**Description of the task:** Find each line with the string "index" and copy it.

Front-end source files
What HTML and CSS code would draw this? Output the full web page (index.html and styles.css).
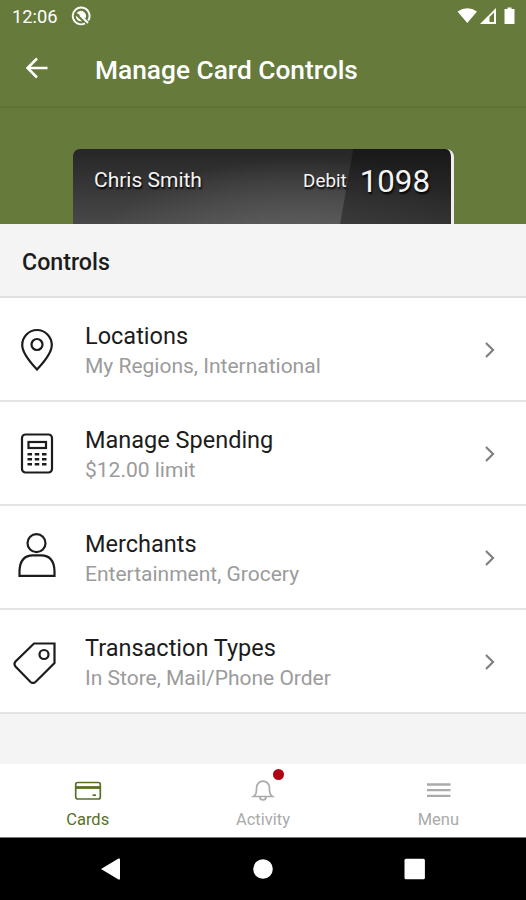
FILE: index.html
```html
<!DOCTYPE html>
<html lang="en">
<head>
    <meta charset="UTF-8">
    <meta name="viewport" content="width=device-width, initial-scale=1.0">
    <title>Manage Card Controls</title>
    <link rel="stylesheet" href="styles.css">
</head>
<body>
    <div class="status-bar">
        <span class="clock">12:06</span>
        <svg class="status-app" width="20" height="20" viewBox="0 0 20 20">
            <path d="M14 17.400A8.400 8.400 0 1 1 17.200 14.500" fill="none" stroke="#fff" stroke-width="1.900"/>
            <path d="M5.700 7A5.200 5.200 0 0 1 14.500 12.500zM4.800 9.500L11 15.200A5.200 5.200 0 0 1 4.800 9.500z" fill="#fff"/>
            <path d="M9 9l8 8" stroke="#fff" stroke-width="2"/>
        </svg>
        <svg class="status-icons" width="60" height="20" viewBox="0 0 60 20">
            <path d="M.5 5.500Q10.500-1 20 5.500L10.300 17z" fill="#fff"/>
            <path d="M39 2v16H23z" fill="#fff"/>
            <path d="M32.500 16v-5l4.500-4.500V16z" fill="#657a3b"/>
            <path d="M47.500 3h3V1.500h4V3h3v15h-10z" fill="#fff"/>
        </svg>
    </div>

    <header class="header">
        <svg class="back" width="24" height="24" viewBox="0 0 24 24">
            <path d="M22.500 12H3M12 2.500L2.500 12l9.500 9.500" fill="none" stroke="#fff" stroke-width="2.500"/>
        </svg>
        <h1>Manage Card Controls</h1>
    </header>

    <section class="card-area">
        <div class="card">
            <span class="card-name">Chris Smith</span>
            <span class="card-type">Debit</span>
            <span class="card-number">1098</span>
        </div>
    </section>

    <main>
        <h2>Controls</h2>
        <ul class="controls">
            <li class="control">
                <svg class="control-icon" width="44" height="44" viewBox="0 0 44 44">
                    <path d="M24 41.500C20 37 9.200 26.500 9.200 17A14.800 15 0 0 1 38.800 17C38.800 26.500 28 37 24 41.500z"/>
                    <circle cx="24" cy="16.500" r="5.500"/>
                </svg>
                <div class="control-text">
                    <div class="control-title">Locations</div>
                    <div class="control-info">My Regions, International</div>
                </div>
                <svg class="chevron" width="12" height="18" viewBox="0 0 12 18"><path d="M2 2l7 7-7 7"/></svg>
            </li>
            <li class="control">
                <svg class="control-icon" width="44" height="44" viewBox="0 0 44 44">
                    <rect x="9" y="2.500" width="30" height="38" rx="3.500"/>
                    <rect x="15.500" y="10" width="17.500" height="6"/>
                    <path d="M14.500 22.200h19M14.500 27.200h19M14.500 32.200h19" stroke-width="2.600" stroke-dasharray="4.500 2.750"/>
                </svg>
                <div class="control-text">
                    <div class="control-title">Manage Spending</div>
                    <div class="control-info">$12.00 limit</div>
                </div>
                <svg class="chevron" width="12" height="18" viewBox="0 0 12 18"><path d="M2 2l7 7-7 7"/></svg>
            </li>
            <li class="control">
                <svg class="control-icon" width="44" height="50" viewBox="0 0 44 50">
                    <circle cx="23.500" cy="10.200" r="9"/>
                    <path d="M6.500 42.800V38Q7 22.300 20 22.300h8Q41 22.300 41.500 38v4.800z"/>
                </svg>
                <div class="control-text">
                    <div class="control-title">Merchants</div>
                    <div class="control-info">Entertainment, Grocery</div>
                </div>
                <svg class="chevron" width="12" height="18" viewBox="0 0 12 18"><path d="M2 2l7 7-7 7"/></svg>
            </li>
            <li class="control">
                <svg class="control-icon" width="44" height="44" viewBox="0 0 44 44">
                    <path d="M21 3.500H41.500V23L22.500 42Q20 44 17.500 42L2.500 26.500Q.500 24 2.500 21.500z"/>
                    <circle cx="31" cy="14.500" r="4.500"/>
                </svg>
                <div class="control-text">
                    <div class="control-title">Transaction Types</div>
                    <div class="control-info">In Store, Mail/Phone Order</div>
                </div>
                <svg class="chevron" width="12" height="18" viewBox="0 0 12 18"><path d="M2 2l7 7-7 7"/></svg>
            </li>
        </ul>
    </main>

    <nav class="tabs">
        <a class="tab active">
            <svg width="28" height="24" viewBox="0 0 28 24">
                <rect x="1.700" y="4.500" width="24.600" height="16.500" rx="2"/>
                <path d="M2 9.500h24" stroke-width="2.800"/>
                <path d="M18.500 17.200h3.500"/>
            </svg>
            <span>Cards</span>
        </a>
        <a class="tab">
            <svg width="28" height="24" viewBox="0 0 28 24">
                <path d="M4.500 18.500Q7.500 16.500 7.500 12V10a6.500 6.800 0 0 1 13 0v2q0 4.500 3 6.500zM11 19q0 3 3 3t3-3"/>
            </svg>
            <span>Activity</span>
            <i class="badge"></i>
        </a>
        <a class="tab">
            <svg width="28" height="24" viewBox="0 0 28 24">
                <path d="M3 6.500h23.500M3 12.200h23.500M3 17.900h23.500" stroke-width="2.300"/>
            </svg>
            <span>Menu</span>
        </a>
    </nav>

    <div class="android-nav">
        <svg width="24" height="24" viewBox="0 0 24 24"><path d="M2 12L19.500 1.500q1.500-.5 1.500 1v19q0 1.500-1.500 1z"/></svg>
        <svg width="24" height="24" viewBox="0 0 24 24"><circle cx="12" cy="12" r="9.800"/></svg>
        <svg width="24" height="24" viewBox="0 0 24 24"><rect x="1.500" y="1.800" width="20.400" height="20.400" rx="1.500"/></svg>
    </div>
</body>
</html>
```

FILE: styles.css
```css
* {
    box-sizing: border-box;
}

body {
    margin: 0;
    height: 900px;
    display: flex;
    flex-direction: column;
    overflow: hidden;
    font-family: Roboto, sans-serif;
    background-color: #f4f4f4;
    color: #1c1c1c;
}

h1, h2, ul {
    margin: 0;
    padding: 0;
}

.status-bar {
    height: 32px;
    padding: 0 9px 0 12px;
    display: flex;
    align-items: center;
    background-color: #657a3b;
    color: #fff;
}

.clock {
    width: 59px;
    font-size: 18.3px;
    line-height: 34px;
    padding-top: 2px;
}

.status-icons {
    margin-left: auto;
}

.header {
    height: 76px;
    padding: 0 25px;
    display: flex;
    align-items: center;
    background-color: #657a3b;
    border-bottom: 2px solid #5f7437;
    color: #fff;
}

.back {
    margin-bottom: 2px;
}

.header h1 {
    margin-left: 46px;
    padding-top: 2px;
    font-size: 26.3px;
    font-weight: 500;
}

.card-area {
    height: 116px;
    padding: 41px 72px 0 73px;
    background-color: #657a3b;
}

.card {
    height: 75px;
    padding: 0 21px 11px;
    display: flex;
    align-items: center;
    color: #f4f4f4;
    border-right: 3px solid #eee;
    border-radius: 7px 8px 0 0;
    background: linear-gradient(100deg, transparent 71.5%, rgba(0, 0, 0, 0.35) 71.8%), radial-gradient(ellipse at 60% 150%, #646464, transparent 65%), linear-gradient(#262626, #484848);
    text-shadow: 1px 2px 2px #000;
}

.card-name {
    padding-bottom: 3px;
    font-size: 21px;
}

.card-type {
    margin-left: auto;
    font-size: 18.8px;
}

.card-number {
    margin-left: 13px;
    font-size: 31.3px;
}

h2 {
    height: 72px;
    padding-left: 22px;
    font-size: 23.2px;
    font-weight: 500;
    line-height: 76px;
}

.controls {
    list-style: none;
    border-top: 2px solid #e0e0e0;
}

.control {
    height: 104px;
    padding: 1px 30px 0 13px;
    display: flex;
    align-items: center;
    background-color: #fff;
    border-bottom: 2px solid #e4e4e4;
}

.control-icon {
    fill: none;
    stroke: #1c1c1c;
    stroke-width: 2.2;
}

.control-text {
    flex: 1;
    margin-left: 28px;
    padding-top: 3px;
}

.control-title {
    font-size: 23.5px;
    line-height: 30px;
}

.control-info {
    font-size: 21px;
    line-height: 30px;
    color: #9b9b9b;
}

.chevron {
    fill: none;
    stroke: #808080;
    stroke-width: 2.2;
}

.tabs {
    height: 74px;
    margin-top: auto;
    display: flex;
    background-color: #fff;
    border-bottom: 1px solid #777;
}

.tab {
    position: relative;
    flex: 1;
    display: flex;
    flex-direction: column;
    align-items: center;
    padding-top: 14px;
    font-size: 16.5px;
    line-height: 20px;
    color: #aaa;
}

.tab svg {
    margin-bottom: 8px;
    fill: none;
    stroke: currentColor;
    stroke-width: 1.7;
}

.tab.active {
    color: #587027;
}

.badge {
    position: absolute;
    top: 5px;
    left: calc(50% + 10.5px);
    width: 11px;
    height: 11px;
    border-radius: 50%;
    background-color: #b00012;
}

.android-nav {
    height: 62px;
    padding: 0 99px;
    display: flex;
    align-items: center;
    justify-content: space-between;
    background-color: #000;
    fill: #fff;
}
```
...
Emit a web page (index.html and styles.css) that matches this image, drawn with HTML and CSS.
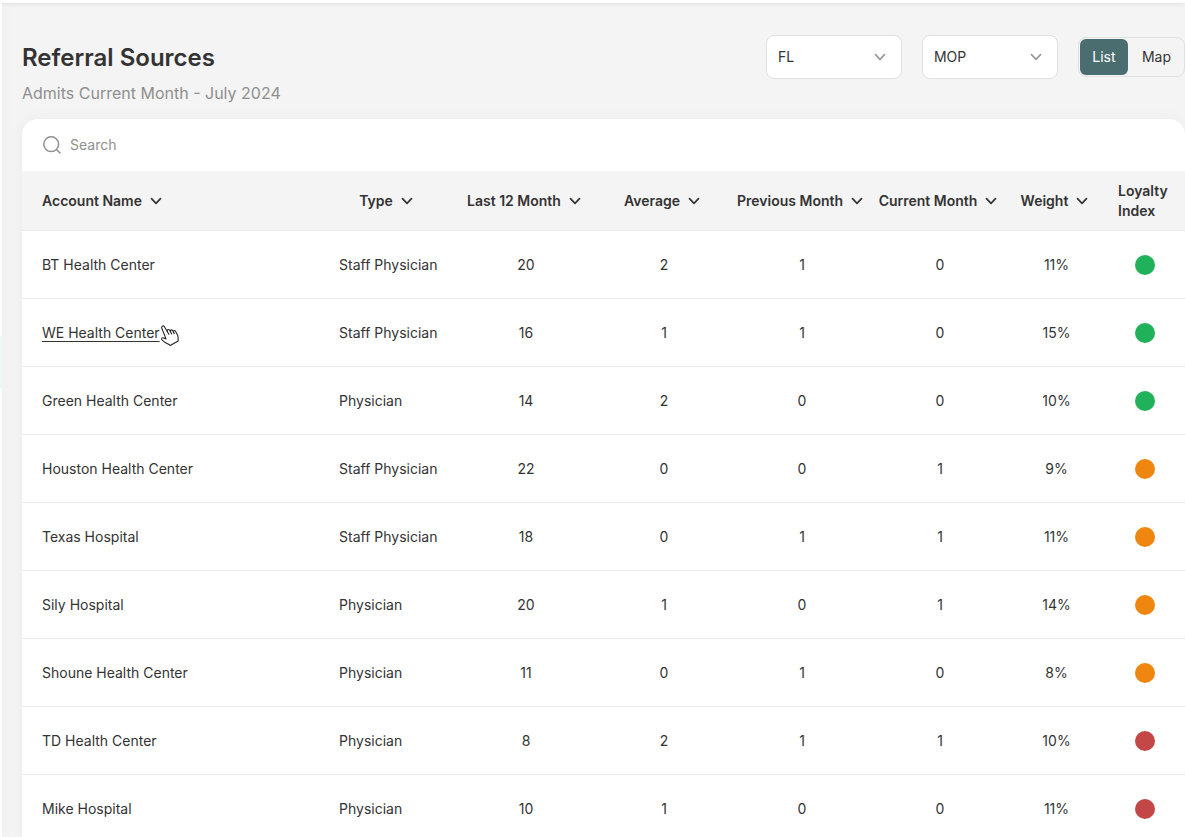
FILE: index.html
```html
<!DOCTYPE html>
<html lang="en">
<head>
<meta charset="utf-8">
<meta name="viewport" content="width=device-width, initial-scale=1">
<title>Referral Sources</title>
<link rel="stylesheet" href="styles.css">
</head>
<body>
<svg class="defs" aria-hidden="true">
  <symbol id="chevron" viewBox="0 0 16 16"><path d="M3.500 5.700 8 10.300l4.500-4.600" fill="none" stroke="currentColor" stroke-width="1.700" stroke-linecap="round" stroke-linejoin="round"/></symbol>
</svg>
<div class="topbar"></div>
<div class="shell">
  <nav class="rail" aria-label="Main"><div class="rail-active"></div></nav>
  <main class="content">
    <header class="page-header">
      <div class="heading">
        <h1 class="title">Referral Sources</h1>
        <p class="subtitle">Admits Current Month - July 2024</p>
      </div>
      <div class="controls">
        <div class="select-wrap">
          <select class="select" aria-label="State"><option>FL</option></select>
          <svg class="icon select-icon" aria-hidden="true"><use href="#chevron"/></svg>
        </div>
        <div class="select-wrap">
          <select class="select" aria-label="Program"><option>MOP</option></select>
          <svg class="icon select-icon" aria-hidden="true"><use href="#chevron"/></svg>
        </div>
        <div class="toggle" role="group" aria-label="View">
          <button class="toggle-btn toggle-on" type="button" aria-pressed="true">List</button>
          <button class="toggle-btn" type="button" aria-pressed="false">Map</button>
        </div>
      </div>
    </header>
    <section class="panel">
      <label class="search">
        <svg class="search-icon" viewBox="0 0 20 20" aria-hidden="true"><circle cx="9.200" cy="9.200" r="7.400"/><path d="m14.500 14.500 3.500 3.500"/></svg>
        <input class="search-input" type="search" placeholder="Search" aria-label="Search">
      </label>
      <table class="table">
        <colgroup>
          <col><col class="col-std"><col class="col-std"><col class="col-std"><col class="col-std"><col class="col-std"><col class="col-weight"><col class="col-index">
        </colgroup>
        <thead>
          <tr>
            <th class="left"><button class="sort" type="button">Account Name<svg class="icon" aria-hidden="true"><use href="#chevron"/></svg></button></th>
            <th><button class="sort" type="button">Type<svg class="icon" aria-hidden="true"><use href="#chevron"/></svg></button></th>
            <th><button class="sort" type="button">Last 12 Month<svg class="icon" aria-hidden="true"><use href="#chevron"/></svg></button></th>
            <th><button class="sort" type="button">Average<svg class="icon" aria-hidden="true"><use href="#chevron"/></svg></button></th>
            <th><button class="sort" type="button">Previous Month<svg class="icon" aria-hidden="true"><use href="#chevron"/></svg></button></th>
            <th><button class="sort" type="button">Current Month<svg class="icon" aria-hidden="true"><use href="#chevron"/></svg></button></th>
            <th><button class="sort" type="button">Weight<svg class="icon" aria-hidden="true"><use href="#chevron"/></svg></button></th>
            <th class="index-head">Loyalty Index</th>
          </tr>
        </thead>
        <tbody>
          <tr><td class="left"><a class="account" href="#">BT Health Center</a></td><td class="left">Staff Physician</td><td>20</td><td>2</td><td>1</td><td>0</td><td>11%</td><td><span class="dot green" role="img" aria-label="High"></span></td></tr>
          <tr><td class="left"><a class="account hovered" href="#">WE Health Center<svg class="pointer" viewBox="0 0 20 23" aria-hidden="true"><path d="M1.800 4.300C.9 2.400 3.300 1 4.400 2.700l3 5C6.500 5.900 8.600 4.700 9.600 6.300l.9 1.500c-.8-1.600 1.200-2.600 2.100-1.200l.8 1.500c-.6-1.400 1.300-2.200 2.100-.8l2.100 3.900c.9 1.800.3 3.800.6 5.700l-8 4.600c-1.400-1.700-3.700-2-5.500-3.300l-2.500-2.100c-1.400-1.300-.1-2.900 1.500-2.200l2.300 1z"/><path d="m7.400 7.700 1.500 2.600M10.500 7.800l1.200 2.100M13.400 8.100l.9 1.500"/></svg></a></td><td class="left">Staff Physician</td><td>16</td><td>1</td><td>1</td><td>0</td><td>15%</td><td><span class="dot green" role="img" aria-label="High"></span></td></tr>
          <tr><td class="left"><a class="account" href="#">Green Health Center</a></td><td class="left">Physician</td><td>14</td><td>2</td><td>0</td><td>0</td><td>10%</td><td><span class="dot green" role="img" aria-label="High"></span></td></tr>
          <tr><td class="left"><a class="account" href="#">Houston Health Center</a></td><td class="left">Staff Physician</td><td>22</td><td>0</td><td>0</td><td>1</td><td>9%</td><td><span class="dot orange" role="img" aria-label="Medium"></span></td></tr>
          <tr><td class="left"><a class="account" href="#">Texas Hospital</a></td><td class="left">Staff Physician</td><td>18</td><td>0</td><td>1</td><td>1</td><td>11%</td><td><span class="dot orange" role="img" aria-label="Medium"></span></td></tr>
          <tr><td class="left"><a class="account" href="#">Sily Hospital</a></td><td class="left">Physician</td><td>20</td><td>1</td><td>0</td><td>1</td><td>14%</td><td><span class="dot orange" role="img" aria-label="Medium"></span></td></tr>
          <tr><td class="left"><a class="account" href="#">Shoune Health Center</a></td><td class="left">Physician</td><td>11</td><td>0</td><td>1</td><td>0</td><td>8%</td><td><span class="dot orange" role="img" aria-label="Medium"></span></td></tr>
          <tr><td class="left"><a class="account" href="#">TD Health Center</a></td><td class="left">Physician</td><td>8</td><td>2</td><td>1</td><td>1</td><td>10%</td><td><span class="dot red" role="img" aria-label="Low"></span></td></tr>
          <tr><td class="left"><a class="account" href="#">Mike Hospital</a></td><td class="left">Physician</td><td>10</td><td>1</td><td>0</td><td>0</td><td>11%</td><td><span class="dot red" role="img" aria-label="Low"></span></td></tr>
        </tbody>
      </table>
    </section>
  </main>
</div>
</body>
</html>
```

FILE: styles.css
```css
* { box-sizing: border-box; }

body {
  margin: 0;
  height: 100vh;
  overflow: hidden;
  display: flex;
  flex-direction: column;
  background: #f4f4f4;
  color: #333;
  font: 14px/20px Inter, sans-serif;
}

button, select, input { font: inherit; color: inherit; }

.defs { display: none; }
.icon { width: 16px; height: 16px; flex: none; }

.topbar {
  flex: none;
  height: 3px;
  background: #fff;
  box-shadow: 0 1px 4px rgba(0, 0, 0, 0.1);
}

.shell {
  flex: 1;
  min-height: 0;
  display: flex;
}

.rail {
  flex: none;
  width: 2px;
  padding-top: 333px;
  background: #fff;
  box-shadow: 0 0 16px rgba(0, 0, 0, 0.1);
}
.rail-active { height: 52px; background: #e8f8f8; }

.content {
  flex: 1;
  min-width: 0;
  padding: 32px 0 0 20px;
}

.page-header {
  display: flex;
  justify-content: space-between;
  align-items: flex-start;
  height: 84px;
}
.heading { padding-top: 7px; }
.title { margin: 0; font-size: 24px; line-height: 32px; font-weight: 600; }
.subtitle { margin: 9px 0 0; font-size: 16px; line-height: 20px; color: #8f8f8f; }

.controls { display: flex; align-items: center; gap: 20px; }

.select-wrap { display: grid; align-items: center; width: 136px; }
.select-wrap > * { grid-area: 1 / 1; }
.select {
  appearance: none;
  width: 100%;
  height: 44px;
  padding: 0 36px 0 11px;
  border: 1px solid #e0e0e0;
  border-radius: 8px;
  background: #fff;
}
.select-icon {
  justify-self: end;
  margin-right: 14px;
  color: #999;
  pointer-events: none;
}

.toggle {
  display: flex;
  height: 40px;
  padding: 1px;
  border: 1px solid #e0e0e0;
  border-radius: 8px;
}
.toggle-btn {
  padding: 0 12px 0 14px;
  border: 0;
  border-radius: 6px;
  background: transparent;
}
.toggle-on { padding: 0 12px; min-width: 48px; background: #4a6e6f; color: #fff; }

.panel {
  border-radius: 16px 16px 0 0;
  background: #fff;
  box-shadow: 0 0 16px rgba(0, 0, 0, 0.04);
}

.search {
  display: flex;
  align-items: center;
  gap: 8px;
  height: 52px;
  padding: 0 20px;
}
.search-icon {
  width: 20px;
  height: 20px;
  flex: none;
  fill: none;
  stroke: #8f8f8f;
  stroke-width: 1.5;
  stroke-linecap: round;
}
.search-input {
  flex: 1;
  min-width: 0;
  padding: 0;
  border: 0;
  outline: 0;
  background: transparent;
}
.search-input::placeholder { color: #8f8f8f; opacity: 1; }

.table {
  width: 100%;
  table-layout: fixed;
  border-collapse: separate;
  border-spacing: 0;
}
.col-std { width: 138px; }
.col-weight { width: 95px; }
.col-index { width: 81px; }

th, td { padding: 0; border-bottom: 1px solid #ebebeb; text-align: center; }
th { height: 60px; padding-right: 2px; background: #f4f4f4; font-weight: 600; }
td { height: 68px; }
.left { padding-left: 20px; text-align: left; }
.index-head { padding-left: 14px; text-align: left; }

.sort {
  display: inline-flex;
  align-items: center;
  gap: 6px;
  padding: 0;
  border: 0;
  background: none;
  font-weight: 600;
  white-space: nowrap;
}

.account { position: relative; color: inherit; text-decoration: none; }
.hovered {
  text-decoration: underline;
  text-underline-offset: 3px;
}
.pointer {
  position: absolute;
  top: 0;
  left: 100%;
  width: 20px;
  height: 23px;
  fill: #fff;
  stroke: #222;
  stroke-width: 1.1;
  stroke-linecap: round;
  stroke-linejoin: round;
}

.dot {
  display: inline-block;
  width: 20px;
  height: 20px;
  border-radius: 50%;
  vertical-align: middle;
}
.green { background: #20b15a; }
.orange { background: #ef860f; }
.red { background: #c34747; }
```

**Completed task:**
What HTML and CSS code would draw this? Output the full web page (index.html and styles.css).
FILE: index.html
Emit a web page (index.html and styles.css) that matches this image, drawn with HTML and CSS.
FILE: index.html
          <col><col class="col-std"><col class="col-std"><col class="col-std"><col class="col-std"><col class="col-std"><col class="col-weight"><col class="col-index">
            <th class="index-head">Loyalty Index</th>
.col-index { width: 81px; }
.index-head { padding-left: 14px; text-align: left; }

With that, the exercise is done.